Photo of Nathan Bell By Nathan Bell, Intelligent Investor

Europe, we are told, is on the brink of financial disaster. The brink happens to be a crowded place right now, with America and Japan nestled comfortably on the same precipice. With markets swinging wildly, utility and essential infrastructure investments have seldom been more attractive.

Whether its gas pipelines, electricity networks, toll roads, airports, or power stations, a combination of monopolistic assets, regulated returns and stable cash flows are supposed to offer conservatism and stability. An antidote, in other words, to the chaos. However, like most conventional wisdom, those truths need to be tested.

The good and the bad

Because of deregulation, a distinction has emerged between what constitutes a utility, such as energy giants AGL and Origin Energy, and what are more accurately termed essential infrastructure businesses, such as Spark Infrastructure and SP AusNet. But what you really need to know is that both categories have attractive characteristics; many assets are natural monopolies so they face limited competition. It only makes sense, for example, to build one set of pipelines and power grids. Cash flows are predictable, too.

These companies own a mix of regulated and unregulated assets. Spark Infrastructure and SP AusNet operate the "poles and wires" of the electricity grid - a natural monopoly. Because their prices are regulated and there is no competitive pressure, returns are predictable and stable. A large lick of debt in such instances is bearable. Origin Energy and AGL, however, are retailers of electricity, an unregulated activity subject to fierce competition. Too much debt in this scenario could be dangerous.

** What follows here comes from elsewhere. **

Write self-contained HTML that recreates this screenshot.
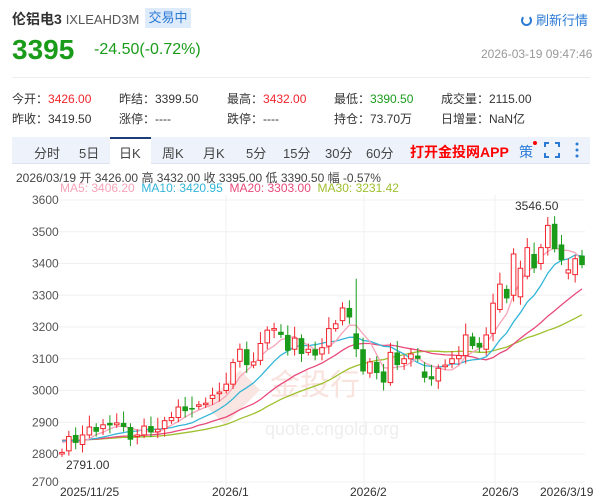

In the past, Intelligent Investor has been wary of the utility sector because of its excessive debt and unsustainable dividends. These remain key areas of concern, although predictable cash flows mean infrastructure assets can often carry higher-than-average levels of debt. Investors need to be judicious in deciding when debt is OK and when it's not.

Dividends also deserve attention; higher is not necessarily better. It is important to measure dividends paid against cash the business generates. Energy and infrastructure assets have a habit of generating profits without generating cash. This neat trick is done by revaluing assets as a profit, an activity that does not add to the business cash pile. Be sure to check cash flow and profits to see if one is turning into the other.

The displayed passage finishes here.